— start AVAILABLE DATA —

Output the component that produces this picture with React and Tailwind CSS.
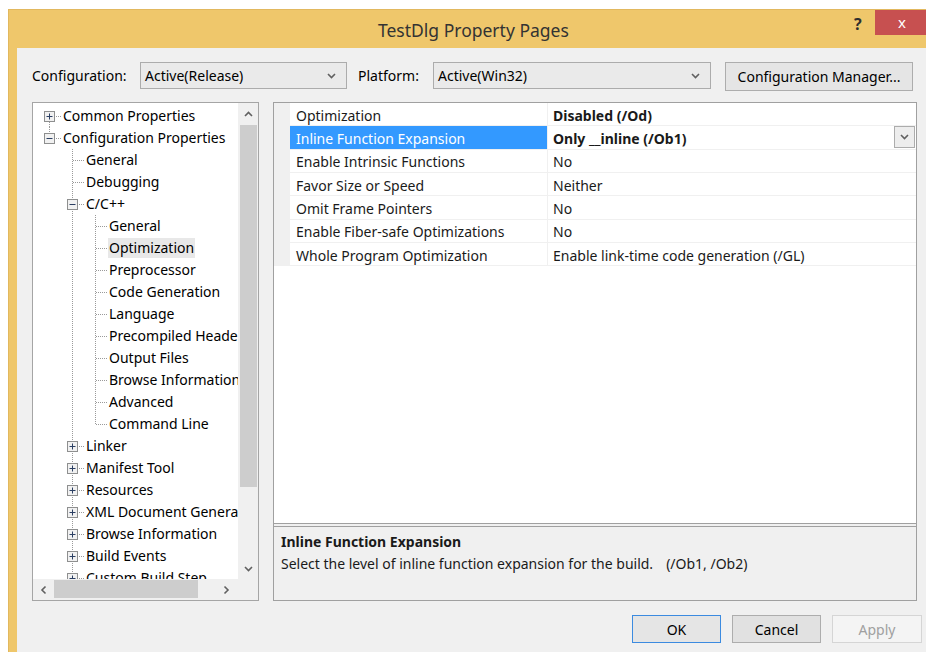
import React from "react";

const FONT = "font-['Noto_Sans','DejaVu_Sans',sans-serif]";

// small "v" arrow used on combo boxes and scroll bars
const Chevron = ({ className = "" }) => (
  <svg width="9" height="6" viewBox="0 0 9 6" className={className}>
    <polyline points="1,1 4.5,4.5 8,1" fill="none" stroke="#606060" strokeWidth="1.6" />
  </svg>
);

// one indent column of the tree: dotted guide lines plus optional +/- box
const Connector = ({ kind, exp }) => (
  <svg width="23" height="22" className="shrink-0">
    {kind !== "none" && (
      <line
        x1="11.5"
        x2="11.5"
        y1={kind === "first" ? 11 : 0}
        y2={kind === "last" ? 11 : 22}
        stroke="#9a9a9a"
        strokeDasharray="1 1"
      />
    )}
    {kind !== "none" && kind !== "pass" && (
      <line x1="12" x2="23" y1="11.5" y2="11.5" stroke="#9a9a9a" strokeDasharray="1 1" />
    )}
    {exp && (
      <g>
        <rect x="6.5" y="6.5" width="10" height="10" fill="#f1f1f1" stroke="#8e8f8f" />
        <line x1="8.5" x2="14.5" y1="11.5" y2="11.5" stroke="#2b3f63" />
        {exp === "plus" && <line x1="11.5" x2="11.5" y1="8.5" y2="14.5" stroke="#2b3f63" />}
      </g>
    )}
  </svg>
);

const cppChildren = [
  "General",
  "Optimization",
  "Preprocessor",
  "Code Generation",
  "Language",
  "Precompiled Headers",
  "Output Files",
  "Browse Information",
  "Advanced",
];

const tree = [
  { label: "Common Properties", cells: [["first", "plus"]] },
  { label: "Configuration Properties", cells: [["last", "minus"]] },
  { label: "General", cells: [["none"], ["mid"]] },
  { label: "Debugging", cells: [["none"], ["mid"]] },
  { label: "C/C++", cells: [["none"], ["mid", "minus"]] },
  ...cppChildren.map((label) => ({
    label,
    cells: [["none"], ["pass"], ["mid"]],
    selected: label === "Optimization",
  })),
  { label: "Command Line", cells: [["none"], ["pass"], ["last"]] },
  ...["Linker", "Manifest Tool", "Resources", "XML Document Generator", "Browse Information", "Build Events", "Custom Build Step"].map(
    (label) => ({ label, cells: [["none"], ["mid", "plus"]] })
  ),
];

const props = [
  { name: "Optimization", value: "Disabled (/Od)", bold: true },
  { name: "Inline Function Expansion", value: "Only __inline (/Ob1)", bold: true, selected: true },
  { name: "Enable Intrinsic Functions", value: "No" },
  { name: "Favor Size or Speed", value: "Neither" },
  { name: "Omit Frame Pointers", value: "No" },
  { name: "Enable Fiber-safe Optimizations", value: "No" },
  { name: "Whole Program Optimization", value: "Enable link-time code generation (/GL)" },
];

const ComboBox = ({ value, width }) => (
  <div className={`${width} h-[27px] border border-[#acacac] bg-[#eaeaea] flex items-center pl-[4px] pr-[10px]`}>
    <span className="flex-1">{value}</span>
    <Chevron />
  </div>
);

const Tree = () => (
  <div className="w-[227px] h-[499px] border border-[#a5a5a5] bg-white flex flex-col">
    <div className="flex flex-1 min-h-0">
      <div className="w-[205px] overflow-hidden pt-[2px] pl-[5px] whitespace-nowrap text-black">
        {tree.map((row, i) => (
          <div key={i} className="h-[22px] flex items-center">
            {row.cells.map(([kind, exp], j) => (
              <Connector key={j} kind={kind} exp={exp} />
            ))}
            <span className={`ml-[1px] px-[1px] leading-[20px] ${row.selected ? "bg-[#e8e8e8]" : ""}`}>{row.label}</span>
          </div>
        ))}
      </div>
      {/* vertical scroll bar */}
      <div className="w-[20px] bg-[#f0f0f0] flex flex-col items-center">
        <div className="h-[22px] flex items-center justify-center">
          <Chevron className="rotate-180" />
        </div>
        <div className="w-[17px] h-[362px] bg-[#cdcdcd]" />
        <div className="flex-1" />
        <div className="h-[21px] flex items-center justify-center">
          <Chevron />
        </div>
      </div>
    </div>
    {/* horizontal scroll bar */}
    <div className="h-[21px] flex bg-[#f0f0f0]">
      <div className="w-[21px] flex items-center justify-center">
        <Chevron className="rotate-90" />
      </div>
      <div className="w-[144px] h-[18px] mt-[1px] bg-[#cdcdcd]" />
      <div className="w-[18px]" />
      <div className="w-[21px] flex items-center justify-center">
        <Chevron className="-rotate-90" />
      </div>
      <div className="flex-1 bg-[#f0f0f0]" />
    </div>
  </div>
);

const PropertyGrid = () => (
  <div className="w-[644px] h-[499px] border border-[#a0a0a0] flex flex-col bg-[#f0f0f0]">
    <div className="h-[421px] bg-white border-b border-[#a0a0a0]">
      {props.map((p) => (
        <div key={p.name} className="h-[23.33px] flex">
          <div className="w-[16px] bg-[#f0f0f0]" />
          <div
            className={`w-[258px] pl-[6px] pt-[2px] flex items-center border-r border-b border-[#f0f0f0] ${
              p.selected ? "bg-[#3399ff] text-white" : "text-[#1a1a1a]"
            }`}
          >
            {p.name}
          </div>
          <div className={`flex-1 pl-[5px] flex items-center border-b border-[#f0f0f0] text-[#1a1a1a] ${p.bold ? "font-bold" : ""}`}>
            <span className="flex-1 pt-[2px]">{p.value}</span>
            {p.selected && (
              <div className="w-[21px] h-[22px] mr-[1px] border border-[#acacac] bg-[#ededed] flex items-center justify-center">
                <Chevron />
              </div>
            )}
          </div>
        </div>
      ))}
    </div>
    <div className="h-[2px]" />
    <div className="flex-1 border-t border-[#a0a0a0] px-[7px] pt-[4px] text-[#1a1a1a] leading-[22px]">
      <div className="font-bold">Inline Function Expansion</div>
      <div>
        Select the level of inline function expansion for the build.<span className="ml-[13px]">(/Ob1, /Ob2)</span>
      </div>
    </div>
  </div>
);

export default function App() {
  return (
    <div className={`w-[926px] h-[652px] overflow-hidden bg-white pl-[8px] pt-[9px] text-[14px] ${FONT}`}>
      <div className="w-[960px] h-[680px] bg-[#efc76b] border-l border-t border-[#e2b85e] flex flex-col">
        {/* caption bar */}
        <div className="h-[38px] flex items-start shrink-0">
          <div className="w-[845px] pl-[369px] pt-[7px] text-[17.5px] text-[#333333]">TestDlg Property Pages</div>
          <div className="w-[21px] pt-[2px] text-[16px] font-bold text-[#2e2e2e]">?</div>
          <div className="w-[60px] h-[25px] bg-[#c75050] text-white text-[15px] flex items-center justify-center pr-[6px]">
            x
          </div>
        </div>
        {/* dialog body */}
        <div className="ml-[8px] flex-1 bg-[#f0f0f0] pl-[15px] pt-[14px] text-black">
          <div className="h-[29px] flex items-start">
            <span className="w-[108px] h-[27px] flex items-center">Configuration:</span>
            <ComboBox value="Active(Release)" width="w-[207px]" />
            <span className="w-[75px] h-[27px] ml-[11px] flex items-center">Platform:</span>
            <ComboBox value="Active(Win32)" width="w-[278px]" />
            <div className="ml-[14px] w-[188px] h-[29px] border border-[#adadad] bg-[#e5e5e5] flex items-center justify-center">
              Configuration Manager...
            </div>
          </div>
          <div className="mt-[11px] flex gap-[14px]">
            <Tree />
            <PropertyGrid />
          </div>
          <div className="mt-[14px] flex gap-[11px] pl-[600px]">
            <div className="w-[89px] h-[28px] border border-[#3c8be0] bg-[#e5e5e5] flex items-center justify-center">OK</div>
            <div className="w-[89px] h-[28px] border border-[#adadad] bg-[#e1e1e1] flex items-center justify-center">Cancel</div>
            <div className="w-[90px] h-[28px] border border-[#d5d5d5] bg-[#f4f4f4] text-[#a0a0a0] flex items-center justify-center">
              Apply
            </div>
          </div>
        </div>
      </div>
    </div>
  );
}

— end AVAILABLE DATA —

> [PROMPT] List the lines that contain the word "React".

> [TASK RESULT]
Output the component that produces this picture with React and Tailwind CSS.
import React from "react";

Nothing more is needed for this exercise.